Le principe est connu : dès lors que le lanceur d’alerte, la victime, la personne mise en cause, et/ou les témoins sont identifiés ou identifiables, l’enquête doit respecter la règlementation relative à la protection des données.
Qui fait quoi ?
Déterminer si l’enquêteur est responsable de traitement ou sous-traitant est essentiel. Le premier détermine les finalités et les moyens du traitement, c'est à dire l'objectif de l’enquête et la façon de la réaliser. Le second traite les données pour le compte, sur la base des instructions et sous l’autorité du premier. De cette qualification découlent les devoirs et responsabilités de chacun.
Faut-il faire une étude d’impact ?
L’opportunité de procéder à une analyse d’impact (AIPD) doit se poser à chaque fois qu’une enquête est susceptible d’engendrer un risque élevé pour les droits et libertés des personnes, et ceci même lorsque le responsable de traitement fait appel à un sous-traitant pour conduire les investigations. A de rares exceptions près, la Cnil l’érige comme un préalable au traitement des données collectées à l’occasion d’une enquête. Cela dit, si une AIPD a déjà été conduite pour un traitement de données similaire à celui de l’enquête, l’on peut s’en dispenser.
Une information spécifique est-elle requise ?
La mise en place de tout dispositif de surveillance et de contrôle - dont ceux d’alerte et de traitement des signalements - doit être précédée de la consultation du comité social et économique et de l’information des salariés. Bien qu’indispensables, celles-ci sont-elles suffisantes au stade de l’enquête ? Le plus souvent non. Il faut davantage s’intéresser à la notice d’information remise à chaque personne concernant le traitement de ses données personnelles lorsqu’elle a contracté avec l’entreprise. Si celle-ci aborde le sort des données dans le cadre des enquêtes en suivant les prescriptions de l’article 13 du RGPD (en précisant notamment la finalité du traitement, sa base légale, les destinataires des données, l’usage qui en sera fait et les droits de la personne), une nouvelle information complète, en amont de l’enquête, n’est pas nécessaire. Dans le cas contraire, ces informations doivent être données à chaque personne impliquée avant la collecte de toute donnée personnelle ou de tout témoignage, sauf à justifier du risque qu’un individu, dont les données sont appelées à être indirectement collectées, se dérobe ou détruise des preuves, auquel cas l’information peut ne lui être délivrée qu’a posteriori.

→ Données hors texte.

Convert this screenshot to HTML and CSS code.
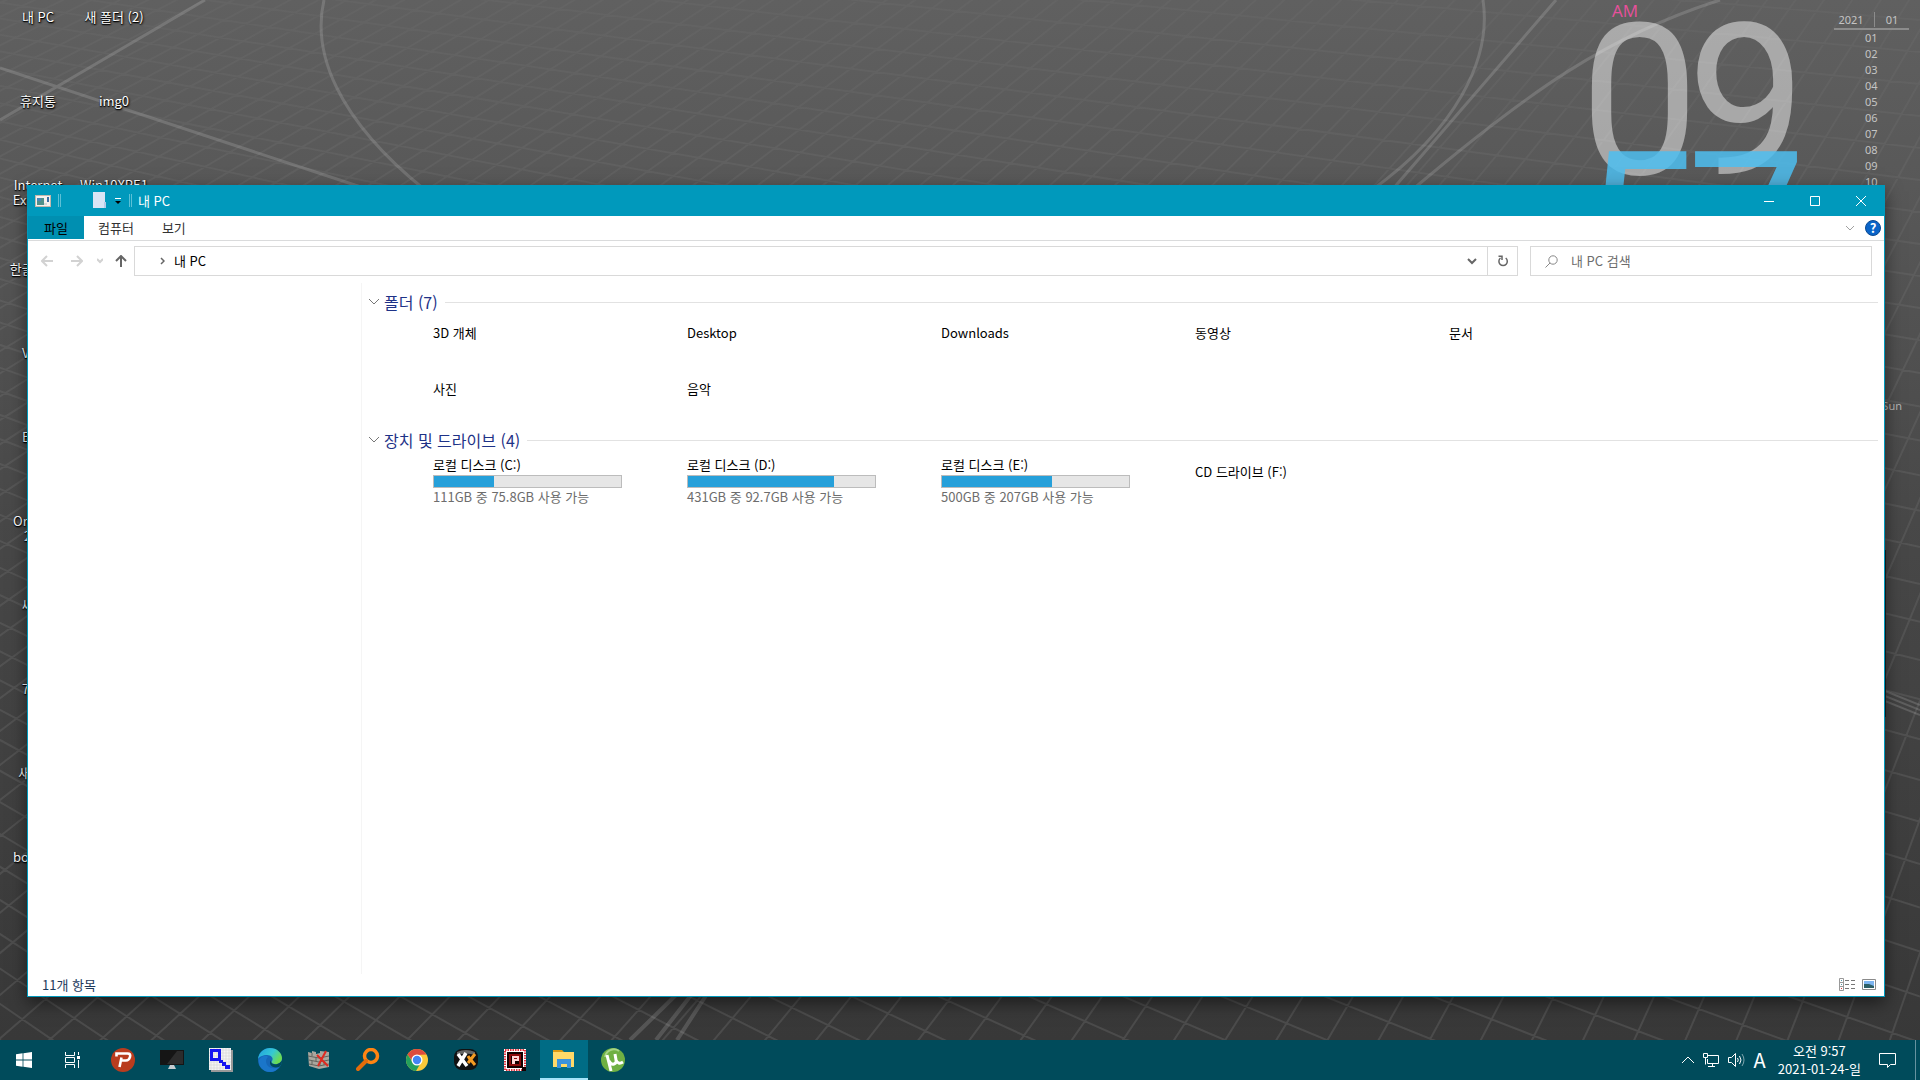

Que peut-on collecter et traiter ?
Le principe de minimisation s’applique. Seules les données adéquates, pertinentes et strictement nécessaires aux finalités de l’enquête peuvent être collectées et traitées. La mise à jour du registre de traitement ne doit pas être omise.
Combien de temps peut-on conserver les données ?
Les données personnelles identifiantes ou identifiables ne peuvent être conservées que le temps nécessaire aux finalités poursuivies. Si aucune suite n’est donnée à l’enquête, les données collectées doivent être détruites ou anonymisées à bref délai. L’anonymisation des rapports d’enquête est cependant bien souvent difficile car l’identification des parties reste possible. Si, au contraire, une procédure disciplinaire ou contentieuse est engagée à l'encontre d’une personne mise en cause ou de l'auteur d'une alerte abusive, les données relatives à l’enquête peuvent être conservées jusqu'au terme de la procédure ou de la prescription des recours à l’encontre de la décision.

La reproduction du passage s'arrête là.